Ohne die Stimme zu heben, fuhr der Kardinal fort: »Sire, ich bin bereit, mein Leben dem Wohl des Staates zu weihen. Aber es fruchtlos zu tun halte ich nicht für zweckmäßig.«
»Fahrt fort, mein Cousin«, sagte der König.
»Sire, um Euch auch das nicht zu verhehlen, sehe ich noch einen Umstand, der meinem Eintritt in die Geschäfte entgegensteht. Ich bin der Königinmutter sehr verpflichtet, daher könnte mancher versucht sein, Ansichten, die ich zum Wohl des Staates äußern würde, zu mißdeuten und der Königinmutter und mir Absichten zu unterstellen, die der Wirklichkeit ganz entgegen wären. Sire, es gibt also, um es Euch offen zu sagen, eine Reihe von Beweggründen, die gegen meine Aufnahme in den Kronrat sprechen. Indessen werde ich, wenn Eure Majestät es befiehlt, dem Willen Eurer Majestät blind gehorchen. Wenn ich aber dieses Amt annehme, ohne es gesucht oder gewünscht zu haben«, und Richelieu brachte es fertig, einen solchen Satz auszusprechen, ohne zu lachen, »so möge Eure Majestät wissen, daß ich nie ein anderes Ziel haben werde und haben kann als das Wohlergehen Seiner Person und die Größe Seines Staates.

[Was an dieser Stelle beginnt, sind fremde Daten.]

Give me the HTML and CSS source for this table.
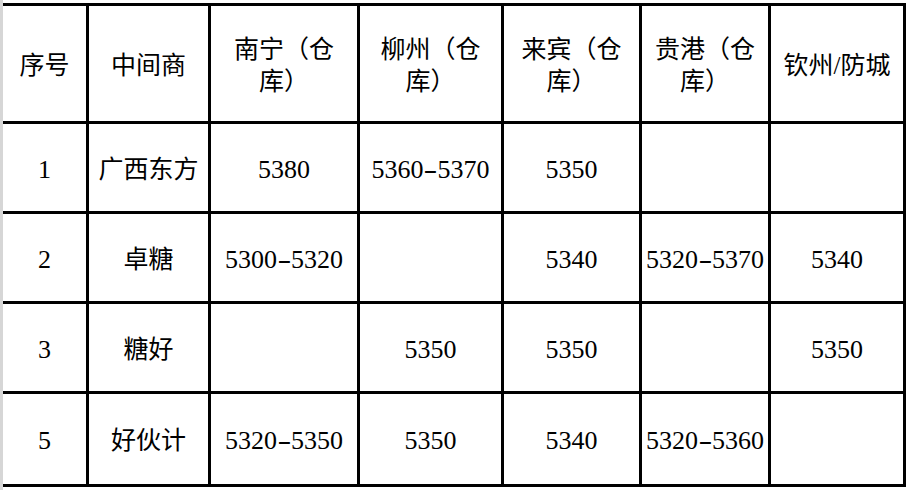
FILE: index.html
```html
<!DOCTYPE html>
<html lang="zh-CN">
<head>
<meta charset="utf-8">
<title>价格表</title>
<link rel="stylesheet" href="styles.css">
</head>
<body>
<div class="sheet">
  <div class="grid">
    <div class="cell head">序号</div>
    <div class="cell head">中间商</div>
    <div class="cell head">南宁（仓库）</div>
    <div class="cell head">柳州（仓库）</div>
    <div class="cell head">来宾（仓库）</div>
    <div class="cell head">贵港（仓库）</div>
    <div class="cell head">钦州/防城</div>

    <div class="cell num">1</div>
    <div class="cell">广西东方</div>
    <div class="cell num">5380</div>
    <div class="cell num">5360<span class="dash">-</span>5370</div>
    <div class="cell num">5350</div>
    <div class="cell"></div>
    <div class="cell"></div>

    <div class="cell num">2</div>
    <div class="cell">卓糖</div>
    <div class="cell num">5300<span class="dash">-</span>5320</div>
    <div class="cell"></div>
    <div class="cell num">5340</div>
    <div class="cell num">5320<span class="dash">-</span>5370</div>
    <div class="cell num">5340</div>

    <div class="cell num">3</div>
    <div class="cell">糖好</div>
    <div class="cell"></div>
    <div class="cell num">5350</div>
    <div class="cell num">5350</div>
    <div class="cell"></div>
    <div class="cell num">5350</div>

    <div class="cell num">5</div>
    <div class="cell">好伙计</div>
    <div class="cell num">5320<span class="dash">-</span>5350</div>
    <div class="cell num">5350</div>
    <div class="cell num">5340</div>
    <div class="cell num">5320<span class="dash">-</span>5360</div>
    <div class="cell"></div>
  </div>
</div>
</body>
</html>
```
FILE: styles.css
```css
html, body {
  margin: 0;
  padding: 0;
  background: #ffffff;
}

body {
  font-family: "Liberation Serif", "Noto Sans CJK SC", serif;
  font-size: 25px;
  color: #000000;
}

.sheet {
  height: 487px;
  padding-top: 3px;
  border-left: 3px solid #d6d6d6;
}

.grid {
  display: inline-grid;
  grid-template-columns: 83px 119px 146px 141px 135px 126px 132px;
  grid-template-rows: 115px 87px 87px 87px 90px;
  gap: 3px;
  padding: 3px 3px 3px 0;
  background: #000000;
}

.cell {
  background: #ffffff;
  display: flex;
  align-items: center;
  justify-content: center;
  text-align: center;
  line-height: 32px;
  padding-top: 4px;
  box-sizing: border-box;
  text-spacing-trim: space-all;
}

.head {
  padding-left: 2px;
  padding-right: 2px;
}

.num {
  font-family: "Liberation Serif", serif;
  font-size: 26px;
}

.dash {
  display: inline-block;
  width: 0.333em;
  margin: 0 2.7px;
  text-align: center;
  transform: scaleX(1.6);
}
```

Folglich gehen meine glühenden Wünsche dahin, Eure Majestät möge in diesem Glauben so fest sein, daß ich gewiß sein kann, es werden Sie keine Arglisten von Übelmeinenden an meiner Aufrichtigkeit zweifeln machen.«
Langes Schweigen folgte dieser Rede, die zugleich durch ihre Hellsicht, ihre Gewandtheit und ihre unerschütterliche Selbstsicherheit beeindruckte. Der Kardinal hatte seine Berufung angenommen, indem er vorgab, sie abzulehnen. Er hatte die Bedingungen seiner Rolle exakt definiert und hatte sich als einziger der anwesenden Minister von der Pflicht befreit, am Lever des Königs teilzunehmen und Bittsteller zu empfangen.
»Mein Cousin«, sagte der König, »es ist mein Wille, daß Ihr mit dem heutigen Tag in meinen Kronrat eintretet.«
Der Kardinal wartete kaum bis zum nächsten Tag, seinesgleichen den Vortritt streitig zu machen. Nicht nur dem Konnetabel |395|und dem Kanzler wollte er vorangehen, sondern auch den Prinzen von Geblüt und den anderen Prinzen, und er setzte es durch. Wenige Wochen später wurde dank seiner Empfehlung und unter Vorlage von Beweisen La Vieuville vom König entlassen und aus Paris verbannt.